4. Asking The Uninformed

You might get “I don’t know” or “no response”, and if too many people answer this way, you don’t gain much. For example, if I ask potential voters if they have a positive or negative opinion of Joe Sestak, a former Congressman from Pennsylvania that is running for the Senate, would you be surprised if a majority of the sample said “who’s that”?

Also, some people are more than happy to share opinions on topics that they know little to nothing about. Examples include people giving opinions on brands of shoes that were made up and didn’t actually exist.

5. Unnecessary Complexity

A question can be asked in a format or with vocabularly that is too complicated for the subjects. For example, asking college students to rate if they like their professor on a 1-to-5 or 1-to-10 Likert scale is appropriate, but with pre-school aged children, a simpler scale with a smily face or frowny face would be more appropriate.

What about this question?

“In the view of escalating environmental degradation and incipient resource depletion, would you favor economic incentives for recycling of resource-intensive consumer goods?”

6. Ordering of Questions

If questions are potentially related to eaqch other, then the first question asked can impact the answers on subsequent questions.
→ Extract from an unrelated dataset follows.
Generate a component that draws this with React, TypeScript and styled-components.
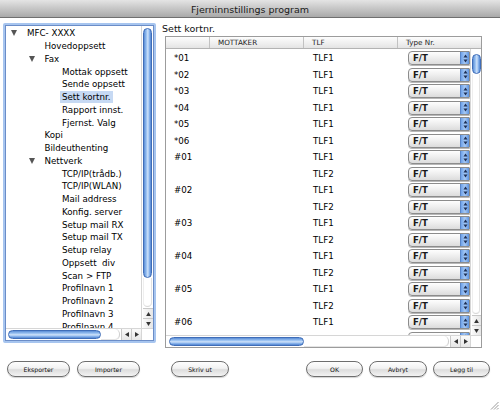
import React from "react";
import styled, { createGlobalStyle } from "styled-components";

const Global = createGlobalStyle`
  html, body { margin: 0; padding: 0; background: #fff; }
  body { font-family: "DejaVu Sans", "Lucida Grande", sans-serif; color: #000; }
  * { box-sizing: border-box; }
`;

const Window = styled.div`
  position: relative;
  width: 500px;
  height: 411px;
  background: #fff;
  display: flex;
  flex-direction: column;
  overflow: hidden;
`;

const TitleBar = styled.div`
  height: 18px;
  flex: none;
  background: linear-gradient(#e4e4e4, #c9c9c9 45%, #a9a9a9);
  border-bottom: 1px solid #6f6f6f;
  display: flex;
  align-items: center;
  justify-content: center;
  font-size: 9.5px;
  color: #1a1a1a;
  padding-top: 1px;
`;

const Main = styled.div`
  display: flex;
  align-items: flex-start;
  padding: 5px 0 0 3px;
  height: 330px;
  flex: none;
`;

/* ---------- tree ---------- */
const TreePanel = styled.div`
  width: 153px;
  height: 320px;
  border: 2px solid #a7c5ef;
  border-radius: 2px;
  flex: none;
`;

const TreeInner = styled.div`
  width: 100%;
  height: 100%;
  border: 1px solid #6b8dc7;
  display: grid;
  grid-template-columns: 1fr 12px;
  grid-template-rows: 1fr 12px;
  background: #fff;
`;

const TreeList = styled.div`
  overflow: hidden;
  padding-top: 1px;
`;

const TreeRow = styled.div<{ $level: number }>`
  height: 12.75px;
  display: flex;
  align-items: center;
  padding-left: ${(p) => 5 + p.$level * 17.5}px;
  font-size: 8.7px;
  white-space: pre;
`;

const Toggle = styled.span`
  width: 16px;
  flex: none;
  display: flex;
  align-items: center;
`;

const Triangle = styled.span`
  width: 0;
  height: 0;
  border-left: 3.5px solid transparent;
  border-right: 3.5px solid transparent;
  border-top: 6px solid #555;
`;

const TreeLabel = styled.span<{ $sel?: boolean }>`
  margin-left: -2px;
  padding: 1px 2px;
  background: ${(p) => (p.$sel ? "#c6d9f3" : "transparent")};
`;

/* ---------- scrollbars ---------- */
const VScroll = styled.div`
  display: flex;
  flex-direction: column;
  background: #fff;
  border-left: 1px solid #d6d6d6;
  padding-left: 1px;
  overflow: hidden;
`;

const VThumb = styled.div<{ $h: number; $top: number }>`
  height: ${(p) => p.$h}px;
  margin-top: ${(p) => p.$top}px;
  width: 9px;
  flex: none;
  border: 1px solid #3f6db8;
  border-radius: 5px;
  background: linear-gradient(to right, #5a8dd6, #9cc3f2 35%, #cfe2f9 55%, #8db7ee 75%, #5184d0);
`;

const VTrack = styled.div`
  flex: 1;
  border-bottom: 1px solid #d8d8d8;
  border-radius: 0 0 5px 5px;
  margin: 0 1px 1px 0;
  box-shadow: inset 1px 0 0 #eee, inset -1px 0 0 #e2e2e2;
`;

const HScroll = styled.div`
  display: flex;
  align-items: center;
  background: #fff;
  border-top: 1px solid #d6d6d6;
  overflow: hidden;
`;

const HThumb = styled.div<{ $w: number; $left: number }>`
  width: ${(p) => p.$w}px;
  margin-left: ${(p) => p.$left}px;
  height: 9px;
  flex: none;
  border: 1px solid #3f6db8;
  border-radius: 5px;
  background: linear-gradient(#5a8dd6, #9cc3f2 35%, #cfe2f9 55%, #8db7ee 75%, #5184d0);
`;

const HTrack = styled.div`
  flex: 1;
  height: 100%;
  border-right: 1px solid #d0d0d0;
  border-radius: 0 5px 5px 0;
  margin-right: 1px;
  box-shadow: inset 0 -1px 0 #e4e4e4;
`;

const ArrowBtn = styled.div<{ $h?: boolean }>`
  flex: none;
  width: ${(p) => (p.$h ? "10px" : "100%")};
  height: ${(p) => (p.$h ? "100%" : "10px")};
  display: flex;
  align-items: center;
  justify-content: center;
  background: linear-gradient(${(p) => (p.$h ? "#fafafa, #e6e6e6" : "to right, #fafafa, #e6e6e6")});
  border-${(p) => (p.$h ? "left" : "top")}: 1px solid #c8c8c8;
`;

const Corner = styled.div`
  background: #fff;
  border-top: 1px solid #d6d6d6;
  border-left: 1px solid #d6d6d6;
`;

const Arrow = ({ dir }: { dir: "up" | "down" | "left" | "right" }) => {
  const pts =
    dir === "up"
      ? "3,0 6,5 0,5"
      : dir === "down"
      ? "0,0 6,0 3,5"
      : dir === "left"
      ? "5,0 5,6 0,3"
      : "0,0 5,3 0,6";
  const w = dir === "up" || dir === "down" ? 6 : 5;
  const h = dir === "up" || dir === "down" ? 5 : 6;
  return (
    <svg width={w - 1} height={h - 1} viewBox={`0 0 ${w} ${h}`}>
      <polygon points={pts} fill="#333" />
    </svg>
  );
};

/* ---------- right side ---------- */
const RightCol = styled.div`
  margin-left: 6px;
  display: flex;
  flex-direction: column;
`;

const SectionLabel = styled.div`
  height: 13px;
  font-size: 9.5px;
  line-height: 12px;
  color: #111;
`;

const Table = styled.div`
  margin-left: 3px;
  width: 317px;
  height: 312px;
  border: 1px solid #9c9c9c;
  display: flex;
  flex-direction: column;
`;

const HeaderRow = styled.div`
  height: 12px;
  flex: none;
  display: grid;
  grid-template-columns: 44px 94px 94px 1fr;
  background: linear-gradient(#fdfdfd, #f1f1f1 50%, #e4e4e4);
  border-bottom: 1px solid #b3b3b3;
`;

const HeaderCell = styled.div`
  font-size: 7.2px;
  line-height: 11px;
  padding-left: 8px;
  color: #222;
  border-right: 1px solid #c2c2c2;
  &:last-child { border-right: none; }
`;

const TableBody = styled.div`
  flex: 1;
  display: grid;
  grid-template-columns: 1fr 11px;
  grid-template-rows: 1fr 12px;
  min-height: 0;
`;

const Rows = styled.div`
  overflow: hidden;
  padding-top: 1px;
`;

const Row = styled.div`
  height: 16.5px;
  display: grid;
  grid-template-columns: 44px 94px 94px 1fr;
  align-items: center;
  font-size: 8.7px;
`;

const Cell = styled.div<{ $pad: number }>`
  padding-left: ${(p) => p.$pad}px;
  white-space: nowrap;
`;

const Select = styled.div`
  margin-left: 10px;
  height: 14px;
  display: flex;
  border: 1px solid #8c8c8c;
  border-radius: 4px 1px 1px 4px;
  background: linear-gradient(#fefefe, #eeeeee 50%, #dcdcdc);
  box-shadow: 0 1px 0 #b8b8b8;
  overflow: hidden;
`;

const SelectText = styled.span`
  flex: 1;
  padding-left: 4px;
  font-size: 8.6px;
  font-weight: bold;
  line-height: 12px;
  color: #1a1a1a;
`;

const Stepper = styled.span`
  width: 9px;
  flex: none;
  background: linear-gradient(to right, #6ea2ea, #a7c9f4 50%, #5b93e2);
  border-left: 1px solid #5a86c8;
  display: flex;
  align-items: center;
  justify-content: center;
`;

/* ---------- footer ---------- */
const Footer = styled.div`
  margin-top: 13px;
  display: flex;
  align-items: center;
  padding: 0 10px 0 7px;
`;

const Group = styled.div<{ $ml?: number }>`
  display: flex;
  gap: ${(p) => (p.$ml !== undefined ? 6 : 7)}px;
  margin-left: ${(p) => p.$ml ?? 0}px;
`;

const Spacer = styled.div`
  flex: 1;
`;

const Button = styled.button<{ $w: number }>`
  width: ${(p) => p.$w}px;
  height: 16px;
  padding: 0;
  border: 1px solid #6e6e6e;
  border-radius: 8px;
  background: linear-gradient(#fefefe, #f2f2f2 45%, #dddddd 55%, #f3f3f3);
  box-shadow: 0 1px 1px rgba(0, 0, 0, 0.18);
  font-family: "DejaVu Sans", sans-serif;
  font-size: 6.2px;
  color: #111;
  display: flex;
  align-items: center;
  justify-content: center;
`;

const Grip = styled.svg`
  position: absolute;
  right: 1px;
  bottom: 1px;
`;

type TreeItem = { l: number; t: string; open?: boolean; sel?: boolean };

const tree: TreeItem[] = [
  { l: 0, t: "MFC- XXXX", open: true },
  { l: 1, t: "Hovedoppsett" },
  { l: 1, t: "Fax", open: true },
  { l: 2, t: "Mottak oppsett" },
  { l: 2, t: "Sende oppsett" },
  { l: 2, t: "Sett kortnr.", sel: true },
  { l: 2, t: "Rapport innst." },
  { l: 2, t: "Fjernst. Valg" },
  { l: 1, t: "Kopi" },
  { l: 1, t: "Bildeuthenting" },
  { l: 1, t: "Nettverk", open: true },
  { l: 2, t: "TCP/IP(trådb.)" },
  { l: 2, t: "TCP/IP(WLAN)" },
  { l: 2, t: "Mail address" },
  { l: 2, t: "Konfig. server" },
  { l: 2, t: "Setup mail RX" },
  { l: 2, t: "Setup mail TX" },
  { l: 2, t: "Setup relay" },
  { l: 2, t: "Oppsett  div" },
  { l: 2, t: "Scan > FTP" },
  { l: 2, t: "Profilnavn 1" },
  { l: 2, t: "Profilnavn 2" },
  { l: 2, t: "Profilnavn 3" },
  { l: 2, t: "Profilnavn 4" },
];

const rows: { n: string; tlf: string }[] = [];
["*01", "*02", "*03", "*04", "*05", "*06"].forEach((n) => rows.push({ n, tlf: "TLF1" }));
["#01", "#02", "#03", "#04", "#05", "#06"].forEach((n) => {
  rows.push({ n, tlf: "TLF1" });
  rows.push({ n: "", tlf: "TLF2" });
});

const StepperIcon = () => (
  <svg width="5" height="9" viewBox="0 0 5 9">
    <polygon points="2.5,0.5 4.5,3.5 0.5,3.5" fill="#1d2f55" />
    <polygon points="0.5,5.5 4.5,5.5 2.5,8.5" fill="#1d2f55" />
  </svg>
);

export default function App() {
  return (
    <Window>
      <Global />
      <TitleBar>Fjerninnstillings program</TitleBar>
      <Main>
        <TreePanel>
          <TreeInner>
            <TreeList>
              {tree.map((it, i) => (
                <TreeRow key={i} $level={it.l}>
                  <Toggle>{it.open && <Triangle />}</Toggle>
                  <TreeLabel $sel={it.sel}>{it.t}</TreeLabel>
                </TreeRow>
              ))}
            </TreeList>
            <VScroll>
              <VThumb $h={250} $top={2} />
              <VTrack />
              <ArrowBtn>
                <Arrow dir="up" />
              </ArrowBtn>
              <ArrowBtn>
                <Arrow dir="down" />
              </ArrowBtn>
            </VScroll>
            <HScroll>
              <HThumb $w={93} $left={2} />
              <HTrack />
              <ArrowBtn $h>
                <Arrow dir="left" />
              </ArrowBtn>
              <ArrowBtn $h>
                <Arrow dir="right" />
              </ArrowBtn>
            </HScroll>
            <Corner />
          </TreeInner>
        </TreePanel>
        <RightCol>
          <SectionLabel>Sett kortnr.</SectionLabel>
          <Table>
            <HeaderRow>
              <HeaderCell />
              <HeaderCell>MOTTAKER</HeaderCell>
              <HeaderCell>TLF</HeaderCell>
              <HeaderCell>Type Nr.</HeaderCell>
            </HeaderRow>
            <TableBody>
              <Rows>
                {rows.map((r, i) => (
                  <Row key={i}>
                    <Cell $pad={8}>{r.n}</Cell>
                    <Cell $pad={9} />
                    <Cell $pad={9}>{r.tlf}</Cell>
                    <Select>
                      <SelectText>F/T</SelectText>
                      <Stepper>
                        <StepperIcon />
                      </Stepper>
                    </Select>
                  </Row>
                ))}
              </Rows>
              <VScroll>
                <VThumb $h={20} $top={5} />
                <VTrack />
                <ArrowBtn>
                  <Arrow dir="up" />
                </ArrowBtn>
                <ArrowBtn>
                  <Arrow dir="down" />
                </ArrowBtn>
              </VScroll>
              <HScroll>
                <HThumb $w={135} $left={3} />
                <HTrack />
                <ArrowBtn $h>
                  <Arrow dir="left" />
                </ArrowBtn>
                <ArrowBtn $h>
                  <Arrow dir="right" />
                </ArrowBtn>
              </HScroll>
              <Corner />
            </TableBody>
          </Table>
        </RightCol>
      </Main>
      <Footer>
        <Group>
          <Button $w={63}>Eksporter</Button>
          <Button $w={63}>Importer</Button>
        </Group>
        <Group $ml={31}>
          <Button $w={58}>Skriv ut</Button>
        </Group>
        <Spacer />
        <Group $ml={0}>
          <Button $w={57}>OK</Button>
          <Button $w={58}>Avbryt</Button>
          <Button $w={57}>Legg til</Button>
        </Group>
      </Footer>
      <Grip width="9" height="9" viewBox="0 0 9 9">
        <line x1="8.5" y1="1" x2="1" y2="8.5" stroke="#9a9a9a" />
        <line x1="8.5" y1="4" x2="4" y2="8.5" stroke="#9a9a9a" />
        <line x1="8.5" y1="7" x2="7" y2="8.5" stroke="#9a9a9a" />
      </Grip>
    </Window>
  );
}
Example: Suppose I ask a random sample the following two questions, in this order.

Q1: What do you believe is the most important problem facing the nation? [open question]

Q2: Do you approve or disapprove of the way President Trump is handling his job?

What if I switch the order? What if I change Q1 to be a closed question, giving the following options:

immigration
the economy
climate change
crime.

7. Confidentiality vs. Anonymity

Confidentiality is when the researcher knows the identity of the subjects, but promises not to reveal that identity when reporting the results.

Anonymity, on the other hand, is when the subject’s identity is unknown to the researcher.

I think you can see that for sensitive topics, such as sexual behavior, illegal activity such as drug use, etc. that this distinction is important and can impact if the subjects will honestly answer questions or not.